Go through the listing beneath this task and return every line that carries the string "styles".

═════ GIVEN INFORMATION

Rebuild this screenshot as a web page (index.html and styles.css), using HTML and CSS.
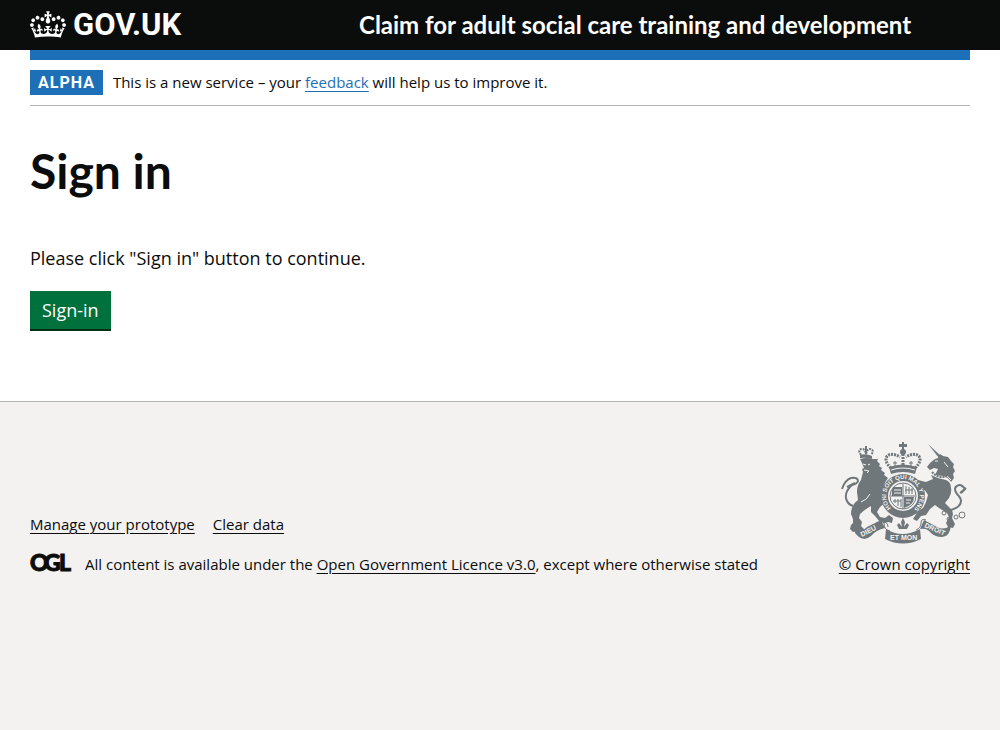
FILE: index.html
```html
<!DOCTYPE html>
<html lang="en">
<head>
<meta charset="utf-8">
<meta name="viewport" content="width=device-width, initial-scale=1">
<title>Sign in - Claim for adult social care training and development</title>
<link rel="stylesheet" href="styles.css">
</head>
<body>
<header class="header">
  <div class="container header-row">
    <a class="brand" href="#">
      <svg class="crown" viewBox="0 0 132 97" width="36" height="27" aria-hidden="true"><path fill="currentColor" d="M25 30.2c3.5 1.5 7.7-.2 9.1-3.7 1.5-3.6-.2-7.8-3.9-9.2-3.6-1.4-7.6.3-9.1 3.9-1.4 3.5.3 7.5 3.9 9zM9 39.5c3.6 1.5 7.8-.2 9.2-3.7 1.5-3.6-.2-7.8-3.9-9.1-3.6-1.5-7.6.2-9.1 3.8-1.4 3.5.3 7.5 3.8 9zM4.4 57.2c3.5 1.5 7.7-.2 9.1-3.8 1.5-3.6-.2-7.7-3.9-9.1-3.5-1.5-7.6.3-9.1 3.8-1.4 3.5.3 7.6 3.9 9.1zm38.3-21.4c3.5 1.5 7.7-.2 9.1-3.8 1.5-3.6-.2-7.7-3.9-9.1-3.6-1.5-7.6.3-9.1 3.8-1.3 3.6.4 7.7 3.9 9.1zm64.4-5.6c-3.6 1.5-7.8-.2-9.1-3.7-1.5-3.6.2-7.8 3.8-9.2 3.6-1.4 7.7.3 9.2 3.9 1.3 3.5-.4 7.5-3.9 9zm15.9 9.3c-3.6 1.5-7.7-.2-9.1-3.7-1.5-3.6.2-7.8 3.7-9.1 3.6-1.5 7.7.2 9.2 3.8 1.5 3.5-.3 7.5-3.8 9zm4.7 17.7c-3.6 1.5-7.8-.2-9.2-3.8-1.5-3.6.2-7.7 3.9-9.1 3.6-1.5 7.7.3 9.2 3.8 1.3 3.5-.4 7.6-3.9 9.1zM89.3 35.8c-3.6 1.5-7.8-.2-9.2-3.8-1.4-3.6.2-7.7 3.9-9.1 3.6-1.5 7.7.3 9.2 3.8 1.4 3.6-.3 7.7-3.9 9.1zM69.7 17.7l8.9 4.7V9.3l-8.9 2.8c-.2-.3-.5-.6-.9-.9L72.4 0H59.6l3.5 11.2c-.3.3-.6.5-.9.9l-8.8-2.8v13.1l8.8-4.7c.3.3.6.7.9.9l-5 15.4v.1c-.2.8-.4 1.6-.4 2.4 0 4.1 3.1 7.5 7 8.1h.2c.3 0 .7.1 1 .1.4 0 .7 0 1-.1h.2c4-.6 7.1-4.1 7.1-8.1 0-.8-.1-1.7-.4-2.4V34l-5.1-15.4c.4-.2.7-.6 1-.9zM66 92.8c16.9 0 32.8 1.1 47.1 3.2 4-16.9 8.9-26.7 14-33.5l-9.6-3.4c1 4.9 1.1 7.2 0 10.2-1.5-1.4-3-4.3-4.2-8.7L108.6 76c2.8-2 5-3.2 7.5-3.3-4.4 9.4-10 11.9-13.6 11.2-4.3-.8-6.3-4.6-5.6-7.9 1-4.7 5.7-5.9 8-.5 4.3-8.7-3-11.4-7.6-8.8 7.1-7.2 7.9-13.5 2.1-21.1-8 6.1-8.1 12.3-4.5 20.8-4.7-5.4-12.1-2.5-9.5 6.2 3.4-5.2 7.9-2 7.2 3.1-.6 4.3-6.4 7.8-13.5 7.2-10.3-.9-10.9-8-11.2-13.8 2.5-.5 7.1 1.8 11 7.3L80.2 60c-4.1 4.4-8 5.3-12.3 5.4 1.4-4.4 8-11.6 8-11.6H55.5s6.4 7.2 7.9 11.6c-4.2-.1-8-1-12.3-5.4l1.4 16.4c3.9-5.5 8.5-7.7 10.9-7.3-.3 5.8-.9 12.8-11.1 13.8-7.2.6-12.9-2.9-13.5-7.2-.7-5 3.8-8.3 7.1-3.1 2.7-8.7-4.6-11.6-9.4-6.2 3.7-8.5 3.6-14.7-4.6-20.8-5.8 7.6-5 13.9 2.2 21.1-4.7-2.6-11.9.1-7.7 8.8 2.3-5.5 7.1-4.2 8.1.5.7 3.3-1.3 7.1-5.7 7.9-3.5.7-9-1.8-13.5-11.2 2.5.1 4.7 1.3 7.5 3.3l-4.7-15.4c-1.2 4.4-2.7 7.2-4.3 8.7-1.1-3-.9-5.3 0-10.2l-9.5 3.4c5 6.9 9.9 16.7 14 33.5 14.8-2.1 30.8-3.2 47.7-3.2z"/></svg>
      <span>GOV.UK</span>
    </a>
    <a class="service-name" href="#">Claim for adult social care training and development</a>
  </div>
</header>

<div class="container">
  <div class="blue-bar"></div>
  <div class="phase-banner">
    <strong class="tag">ALPHA</strong>
    <span class="phase-text">This is a new service – your <a class="link" href="#">feedback</a> will help us to improve it.</span>
  </div>
  <main class="main">
    <h1 class="heading">Sign in</h1>
    <p class="body-text">Please click "Sign in" button to continue.</p>
    <button class="button" type="button">Sign-in</button>
  </main>
</div>

<footer class="footer">
  <div class="container footer-row">
    <div class="footer-meta">
      <ul class="footer-links">
        <li><a class="footer-link" href="#">Manage your prototype</a></li>
        <li><a class="footer-link" href="#">Clear data</a></li>
      </ul>
      <div class="licence">
        <svg class="ogl" viewBox="0 0 41 20" width="41" height="20" role="img" aria-label="Open Government Licence"><text class="ogl-text" x="0 14 29" y="16">OGL</text></svg>
        <span>All content is available under the <a class="footer-link" href="#">Open Government Licence v3.0</a>, except where otherwise stated</span>
      </div>
    </div>
    <a class="copyright" href="#">
      <svg class="arms" viewBox="0 0 125 102" width="125" height="102" aria-hidden="true">
        <!-- lion's crown -->
        <path class="beads-small" d="M19 13q-4-6 1-6 3 0 4 5 1-5 4-5 5 1 1 6"/>
        <g class="ink">
          <path d="M18 13q6-2 12 1v3q-6-2-12-1zM23 4h2v8h-2z"/>
          <!-- lion -->
          <path d="M18 17q7-2 13 0l5 0-1 2 3 3-1 2 3 2-1 2 4 3-1 2 4 3q-4 5-5 12v6l3 6-6 5-3 5 3 5 5 1 4-3 4 3-1 5-4-1-3 1-5-1-5-6-4-4 0-6q-7 4-11 8l-1 4 3 4-1 4 3 3-2 4-4-2-5 1-3-3 1-4 2-2 0-4-2-5q0-9 7-14l-1-8q0-7 4-12l1-4 1-4-1-3 2-1-2-5z"/>
          <path d="M38 56l8-1 2 3-7 5-5-1z"/>
          <!-- unicorn -->
          <path d="M86 2l14 13-3 1z"/>
          <path d="M98 12l3 2 5 1 3 4 3 3-1 3 2 4-2 3 1 4-3 4q-3-5-8-6l-8-1 3-6-4-1-4 2-3-3 3-4 5-4 3-1z"/>
          <path d="M89 33q7 4 15 5 5 2 5 8 1 5-2 10l-4 5 7 7 1 4-1 4 3 6-2 4-5-1-2-4 3-6-2-4-8-5-4-3-5 4-4 6-5 1-4 5-4-2 5-8 5-3 3-6 2-7q-3-6-6-6l-6 2-3-4 5 0-4-5-5 0-1-4 5-1 5 3 8 2 7-3z"/>
          <!-- crown over the garter -->
          <path d="M60 0h2v2h3v3h-3v4h-2V5h-3V2h3zM47 25q14-5 28 0l-2 7q-12-4-24 0z"/>
          <circle cx="61" cy="10" r="3"/>
        </g>
        <path class="cut" d="M21 22l3 1M28 22l-2 1M22 28l5 1-2 2M28 52q-3 6-9 8M93 19l3 0M102 20l4 5M105 34l4 4M49 28q12-4 24 0"/>
        <path class="beads-small" d="M90 30q6 7 15 4"/>
        <g class="line">
          <path d="M0 47q3-9 9-11 7-1 7 3-1 3-6 4-7 6-6 13 1 6 7 8M109 68q10-3 10-9 0-3-4-7-4-6 0-8 4-3 8 3l-4 4M13 41l-8 4M124 46l-6 5"/>
          <path class="beads" d="M49 26C38 16 47 8 58 15M73 26C84 16 75 8 64 15M61 12v13"/>
          <path class="fine" d="M53 25v-6M51 21h4M69 25v-6M67 21h4"/>
          <path class="fine" d="M97 62q6 0 6 7"/>
        </g>
        <g class="fine">
          <circle cx="102" cy="71" r="2"/><circle cx="107" cy="77" r="2"/><circle cx="114" cy="75" r="2"/><circle cx="120" cy="73" r="3"/>
        </g>
        <!-- garter and quartered shield -->
        <circle class="garter" cx="61" cy="54" r="22"/>
        <circle class="field" cx="61" cy="54" r="15"/>
        <circle class="fine" cx="61" cy="54" r="13"/>
        <path class="shield" d="M51 45h9v9h-10q-1-5 1-9zM62 55h10q0 8-10 11z"/>
        <path class="fine" d="M61 42v25M49 54h24M64 44v8M67 45v7M70 46v6M63 48h8M53 57v4M56 57v7M59 57v8M51 59h8"/>
        <path class="cut" d="M52 48h7M52 51h7M64 58h5M64 61h4"/>
        <path id="garter-curve" fill="none" d="M49 66a17 17 0 1 1 24 0"/>
        <text class="motto"><textPath href="#garter-curve">HONI SOIT QUI MAL Y PENSE</textPath></text>
        <!-- ribbon with motto -->
        <g class="ink">
          <path d="M13 86q7 5 12-1l14-7 4 8q-9 2-14 8-8 7-16-3zM82 78l13 7q7 4 14-2-1 12-9 12-8 0-13-6-3-3-9-2zM44 87q16 10 34 0l1 10q-18 9-36 0z"/>
          <path d="M61 76l2 4-1 5 3-4 2 2-2 4h-8l-2-4 2-2 3 4-1-5z"/>
        </g>
        <path class="fine" d="M37 79q5-3 5 2 0 7 6 8M41 80q5 0 5 5M84 78q-5-2-5 3 0 5-5 7"/>
        <g class="ribbon-text">
          <text x="20" y="95" transform="rotate(-28 20 95)">DIEU</text>
          <text x="48" y="98">ET MON</text>
          <text x="82" y="85" transform="rotate(24 82 85)">DROIT</text>
        </g>
      </svg>
      <span class="copyright-text">© Crown copyright</span>
    </a>
  </div>
</footer>
</body>
</html>
```
FILE: styles.css
```css
* { box-sizing: border-box; }

html { background: #f3f2f1; }

body {
  margin: 0;
  background: #fff;
  color: #0b0c0c;
  font-family: "Open Sans", sans-serif;
  font-size: 18px;
  line-height: 25px;
}

.container {
  max-width: 960px;
  margin: 0 30px;
}

.header { background: #0b0c0c; color: #fff; }

.header-row {
  display: grid;
  grid-template-columns: 35% 1fr;
  align-items: center;
  min-height: 50px;
  padding-bottom: 2px;
}

.brand {
  display: flex;
  align-items: center;
  gap: 7px;
  color: #fff;
  font-family: Roboto, sans-serif;
  font-size: 31px;
  font-weight: 700;
  text-decoration: none;
}

.service-name {
  color: #fff;
  font-family: Lato, sans-serif;
  font-size: 24px;
  font-weight: 700;
  text-decoration: none;
}

.blue-bar { height: 10px; background: #1d70b8; }

.phase-banner {
  display: flex;
  align-items: center;
  gap: 10px;
  padding: 10px 0;
  border-bottom: 1px solid #b1b4b6;
  font-size: 15px;
}

.tag {
  padding: 0 8px;
  background: #1d70b8;
  color: #fff;
  font-family: Roboto, sans-serif;
  font-size: 16px;
  letter-spacing: 1px;
}

.link {
  color: #1d70b8;
  text-underline-offset: 3px;
}

.main { padding: 40px 0 70px; }

.heading {
  margin: 0 0 50px;
  font-family: Lato, sans-serif;
  font-size: 48px;
  font-weight: 700;
  line-height: 50px;
}

.body-text { margin: 0 0 20px; }

.button {
  display: block;
  padding: 7px 12px 6px;
  border: 0;
  border-bottom: 2px solid #002d18;
  background: #00703c;
  color: #fff;
  font: inherit;
  cursor: pointer;
}

.footer {
  padding: 40px 0 25px;
  border-top: 1px solid #b1b4b6;
  background: #f3f2f1;
  font-size: 15px;
}

.footer-row {
  display: flex;
  align-items: flex-end;
  justify-content: space-between;
}

.footer-links {
  display: flex;
  gap: 18px;
  margin: 0 0 15px;
  padding: 0;
  list-style: none;
}

.licence { display: flex; align-items: center; gap: 14px; }

.ogl { overflow: visible; }

.ogl-text {
  font: 900 23px Lato, sans-serif;
  fill: #0b0c0c;
  stroke: #0b0c0c;
  stroke-width: 1;
}

.footer-link,
.copyright { color: #0b0c0c; text-underline-offset: 3px; }

.copyright {
  display: flex;
  flex-direction: column;
  align-items: flex-end;
  gap: 8px;
  text-decoration: none;
}

.copyright-text { text-decoration: underline; text-underline-offset: 3px; }

.arms { margin-right: 3px; overflow: visible; }
.ink,
.garter,
.shield { fill: #6f777b; }
.line { fill: none; stroke: #6f777b; stroke-width: 2; }
.beads { stroke-width: 3; stroke-dasharray: 2 1; }
.beads-small { fill: none; stroke: #6f777b; stroke-width: 2; stroke-dasharray: 2 1; }
.field { fill: #f3f2f1; }
.fine { fill: none; stroke: #6f777b; stroke-width: 1; }
.cut { fill: none; stroke: #f3f2f1; stroke-width: 1; }
.motto { font: 700 6px "Liberation Sans", sans-serif; fill: #f3f2f1; }
.ribbon-text { font: 700 7px "Liberation Sans", sans-serif; fill: #f3f2f1; }
```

══════════

RESULT:
Rebuild this screenshot as a web page (index.html and styles.css), using HTML and CSS.
<link rel="stylesheet" href="styles.css">
FILE: styles.css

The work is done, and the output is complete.